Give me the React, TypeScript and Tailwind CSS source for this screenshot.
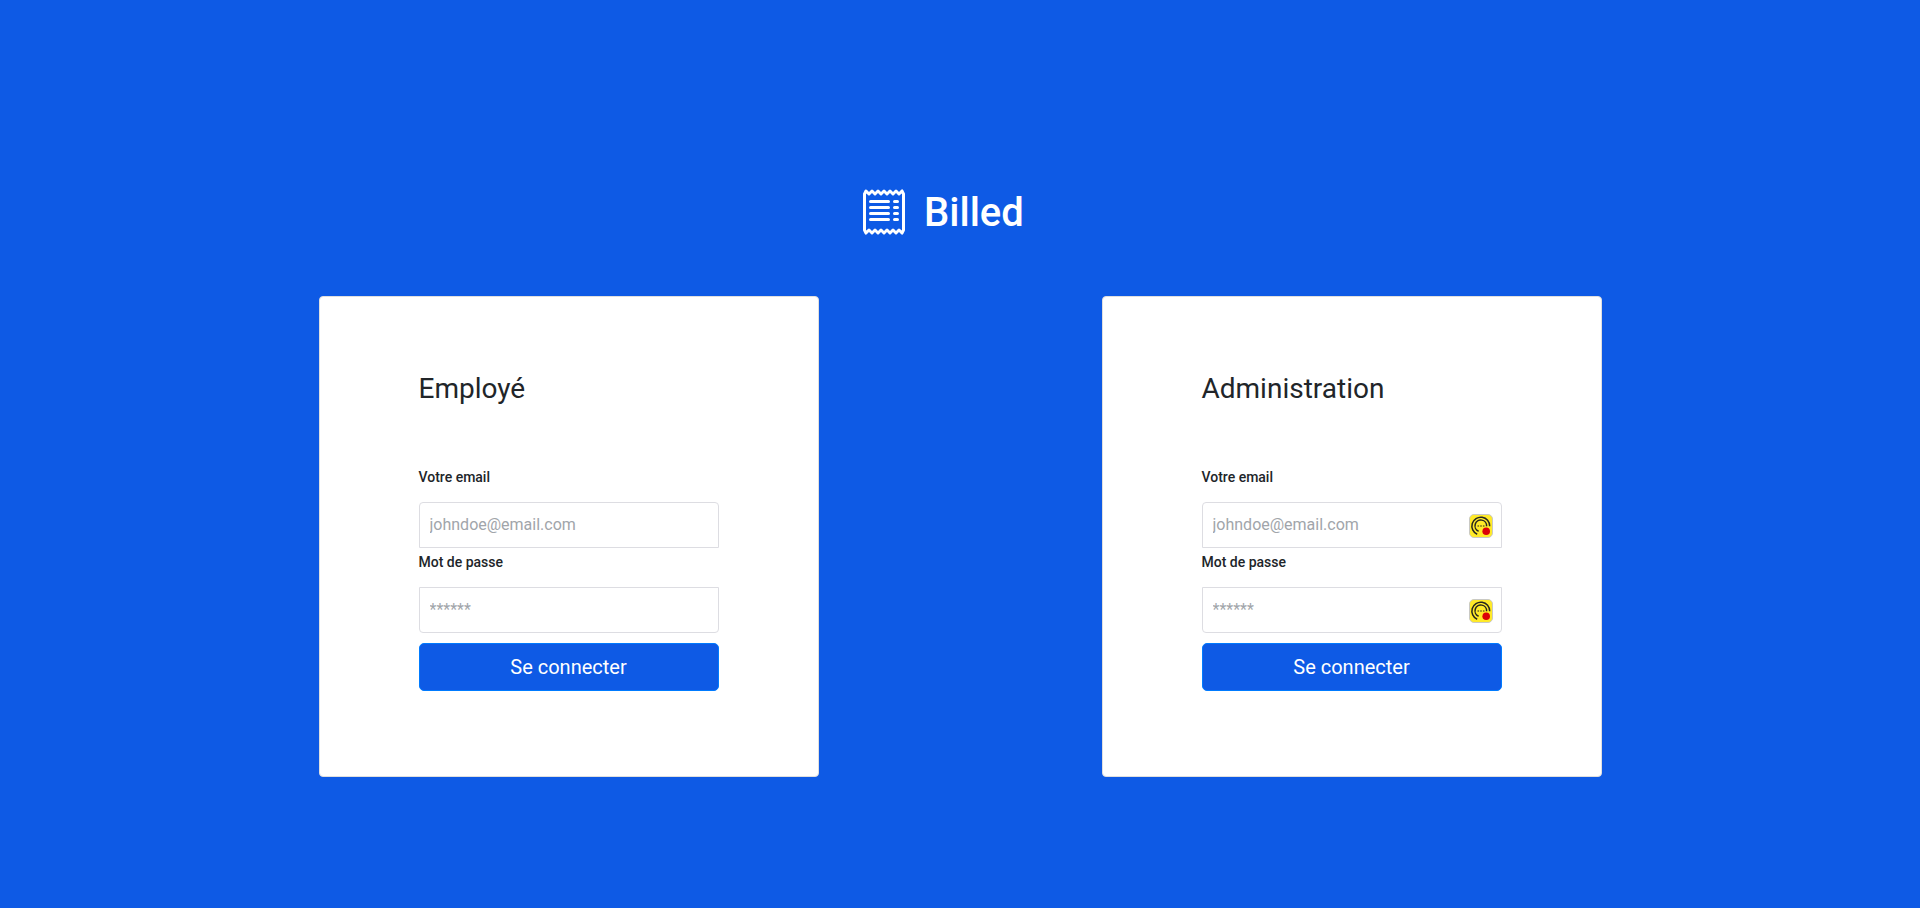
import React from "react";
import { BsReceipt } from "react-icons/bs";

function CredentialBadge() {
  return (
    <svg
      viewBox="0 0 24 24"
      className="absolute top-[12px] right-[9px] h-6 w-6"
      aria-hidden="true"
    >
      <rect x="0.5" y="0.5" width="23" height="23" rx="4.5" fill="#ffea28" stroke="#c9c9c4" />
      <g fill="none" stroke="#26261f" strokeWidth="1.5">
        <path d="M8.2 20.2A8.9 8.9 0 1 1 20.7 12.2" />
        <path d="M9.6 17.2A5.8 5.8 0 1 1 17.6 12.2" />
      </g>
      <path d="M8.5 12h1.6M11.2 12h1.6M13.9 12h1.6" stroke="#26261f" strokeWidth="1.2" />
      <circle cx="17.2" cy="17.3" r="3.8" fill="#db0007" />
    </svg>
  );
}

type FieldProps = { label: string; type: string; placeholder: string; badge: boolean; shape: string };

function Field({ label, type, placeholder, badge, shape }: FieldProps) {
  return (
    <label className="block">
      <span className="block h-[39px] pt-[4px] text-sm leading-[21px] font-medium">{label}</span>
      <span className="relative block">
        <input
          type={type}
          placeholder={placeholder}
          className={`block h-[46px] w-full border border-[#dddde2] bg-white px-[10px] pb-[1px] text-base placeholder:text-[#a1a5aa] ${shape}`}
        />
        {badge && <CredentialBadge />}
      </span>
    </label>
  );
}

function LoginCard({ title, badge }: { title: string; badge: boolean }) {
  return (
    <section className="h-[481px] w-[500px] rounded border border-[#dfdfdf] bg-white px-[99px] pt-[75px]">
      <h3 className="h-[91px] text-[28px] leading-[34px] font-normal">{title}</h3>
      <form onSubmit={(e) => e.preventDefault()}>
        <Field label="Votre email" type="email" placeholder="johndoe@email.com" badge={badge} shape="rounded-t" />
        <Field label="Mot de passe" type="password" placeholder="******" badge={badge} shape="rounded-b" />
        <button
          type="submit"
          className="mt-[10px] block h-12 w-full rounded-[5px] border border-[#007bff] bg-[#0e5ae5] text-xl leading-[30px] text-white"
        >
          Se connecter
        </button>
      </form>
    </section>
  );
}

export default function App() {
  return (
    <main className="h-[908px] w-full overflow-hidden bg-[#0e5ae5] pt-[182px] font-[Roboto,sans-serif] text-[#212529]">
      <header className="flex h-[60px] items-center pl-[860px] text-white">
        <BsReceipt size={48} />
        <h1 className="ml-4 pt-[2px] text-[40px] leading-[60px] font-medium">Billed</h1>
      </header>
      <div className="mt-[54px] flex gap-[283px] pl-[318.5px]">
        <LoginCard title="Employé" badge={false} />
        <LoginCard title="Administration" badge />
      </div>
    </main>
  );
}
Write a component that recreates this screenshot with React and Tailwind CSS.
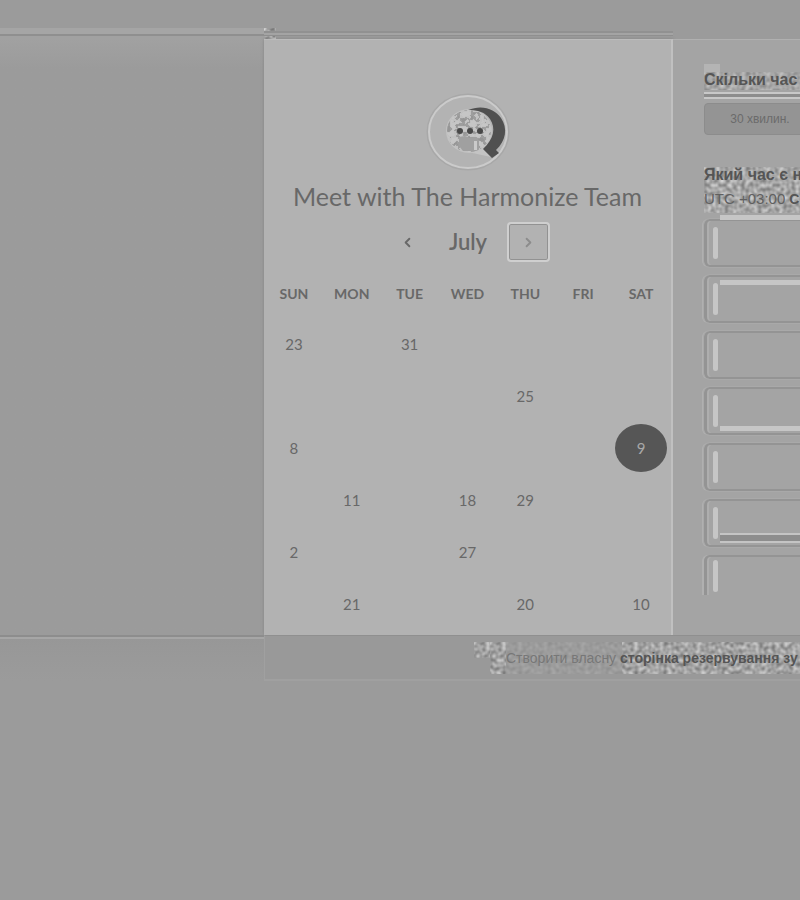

Task statement:
All of the lines above should be retyped precisely, apart from the pictures.

Response to this exercise:
Give me the React, TypeScript and Tailwind CSS source for this screenshot.
import React from "react";
import { BsReceipt } from "react-icons/bs";

function CredentialBadge() {
  return (
    <svg
      viewBox="0 0 24 24"
      className="absolute top-[12px] right-[9px] h-6 w-6"
      aria-hidden="true"
    >
      <rect x="0.5" y="0.5" width="23" height="23" rx="4.5" fill="#ffea28" stroke="#c9c9c4" />
      <g fill="none" stroke="#26261f" strokeWidth="1.5">
        <path d="M8.2 20.2A8.9 8.9 0 1 1 20.7 12.2" />
        <path d="M9.6 17.2A5.8 5.8 0 1 1 17.6 12.2" />
      </g>
      <path d="M8.5 12h1.6M11.2 12h1.6M13.9 12h1.6" stroke="#26261f" strokeWidth="1.2" />
      <circle cx="17.2" cy="17.3" r="3.8" fill="#db0007" />
    </svg>
  );
}

type FieldProps = { label: string; type: string; placeholder: string; badge: boolean; shape: string };

function Field({ label, type, placeholder, badge, shape }: FieldProps) {
  return (
    <label className="block">
      <span className="block h-[39px] pt-[4px] text-sm leading-[21px] font-medium">{label}</span>
      <span className="relative block">
        <input
          type={type}
          placeholder={placeholder}
          className={`block h-[46px] w-full border border-[#dddde2] bg-white px-[10px] pb-[1px] text-base placeholder:text-[#a1a5aa] ${shape}`}
        />
        {badge && <CredentialBadge />}
      </span>
    </label>
  );
}

function LoginCard({ title, badge }: { title: string; badge: boolean }) {
  return (
    <section className="h-[481px] w-[500px] rounded border border-[#dfdfdf] bg-white px-[99px] pt-[75px]">
      <h3 className="h-[91px] text-[28px] leading-[34px] font-normal">{title}</h3>
      <form onSubmit={(e) => e.preventDefault()}>
        <Field label="Votre email" type="email" placeholder="johndoe@email.com" badge={badge} shape="rounded-t" />
        <Field label="Mot de passe" type="password" placeholder="******" badge={badge} shape="rounded-b" />
        <button
          type="submit"
          className="mt-[10px] block h-12 w-full rounded-[5px] border border-[#007bff] bg-[#0e5ae5] text-xl leading-[30px] text-white"
        >
          Se connecter
        </button>
      </form>
    </section>
  );
}

export default function App() {
  return (
    <main className="h-[908px] w-full overflow-hidden bg-[#0e5ae5] pt-[182px] font-[Roboto,sans-serif] text-[#212529]">
      <header className="flex h-[60px] items-center pl-[860px] text-white">
        <BsReceipt size={48} />
        <h1 className="ml-4 pt-[2px] text-[40px] leading-[60px] font-medium">Billed</h1>
      </header>
      <div className="mt-[54px] flex gap-[283px] pl-[318.5px]">
        <LoginCard title="Employé" badge={false} />
        <LoginCard title="Administration" badge />
      </div>
    </main>
  );
}
Write a component that recreates this screenshot with React and Tailwind CSS.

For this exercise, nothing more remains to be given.